What pain do you want to sustain? What pursuit is important enough to you (what do you want enough) that you can endure the pain associated with it? What are you willing to risk in order to pursue what you love?

I would like the pain of pushing myself to write more and more words. Two months ago I started waking up earlier to write at least 500 words a day. That quickly started to feel like far too little, so I made it a thousand words every morning. If I want to be a writer, I need to increase that challenge any time it stops feeling difficult. My average word count for 120 days of showing up at 4am is well below a thousand words a day. I need to step up my game. The challenge of pushing myself harder is so worth it because that means I’ve grown and am growing. In his book Flow, Mihaly Csikszentmihalyi talks about finding that sweet spot on a sliding scale between comfort and pain that keeps you growing. We have to be challenged just enough to continually improve.

I think I could handle the pain of rejection over and over again if it meant that I was putting myself out there enough to get noticed. I don’t create enough to actually submit my work to publishers, galleries, or contests. Every time I think about submitting to a short story contest or something of that ilk, I’m always disappointed by the backlog of old work that I have. I need to be creating new content. I love the reward of pushing through ideas and watching the word count grow. I love when a character becomes so solidified that you can hear exactly how they would say something, and the characters can practically write the scenes themselves.

I’m willing to suffer trolls and negative feedback because that means my ideas have landed on someone. That means someone is listening. That means I’ve said something substantial enough for someone to disagree. That means I’ve been putting myself out there and haven’t been safe or neutral. I got my first troll on Twitter a few weeks ago. I haven’t posted much and I don’t have many followers (nor do I follow many people), but some random person felt the need to question my post, which means that they read it, disagreed, and wanted to engage. The guy was a douche and a career troll, so that made it very easy not to take it personally or to engage with him back. But that means I made it onto someone’s radar.

I’m even willing to risk the embarrassment of going through the old journal I just dug out of my nightstand if it means sparking some kind of story. I’m not even sure how back it goes, but it certainly hasn’t been touched in years. I’m a little afraid to open it, but I would like to start using a physical journal again. It’s a nice leather bound one, and there’s something about ritual and tangible artifacts that make the act of creating feel so romantic. But I’m not as free on the written page as I feel I can be in a password protected digital document. There’s no security on paper. Not that I have anything at all to hide, but as a creative it feels risky to do the necessary thing of being honest and vulnerable.
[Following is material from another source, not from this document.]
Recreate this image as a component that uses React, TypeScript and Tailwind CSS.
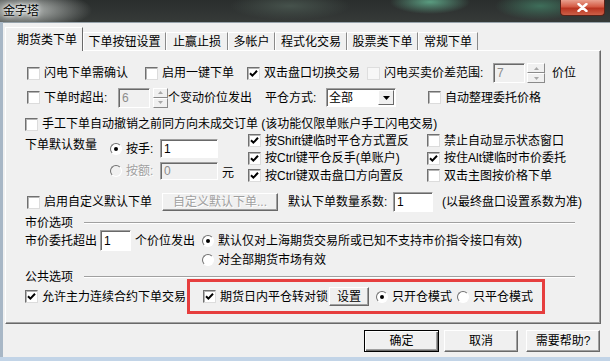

I’m also willing to put myself out here on my blog every week, even if no one reads it. It can be disheartening to show up and do the work if it feels like it doesn’t matter yet. But if the work is important enough to you, you do it even if there’s no audience. Whatever your passion is, you have to love the doing, not just the results. You have to take the process and the leg work and being a nobody for a while and love the work enough to still keep doing it every day even if there’s no reward for it.

My wish for everyone is that they find that one thing that lights them up enough to endure the nitty gritty even if it doesn’t result in the warm and fuzzy. What makes you show up every day, even when no one is looking? What pain are you willing to sustain?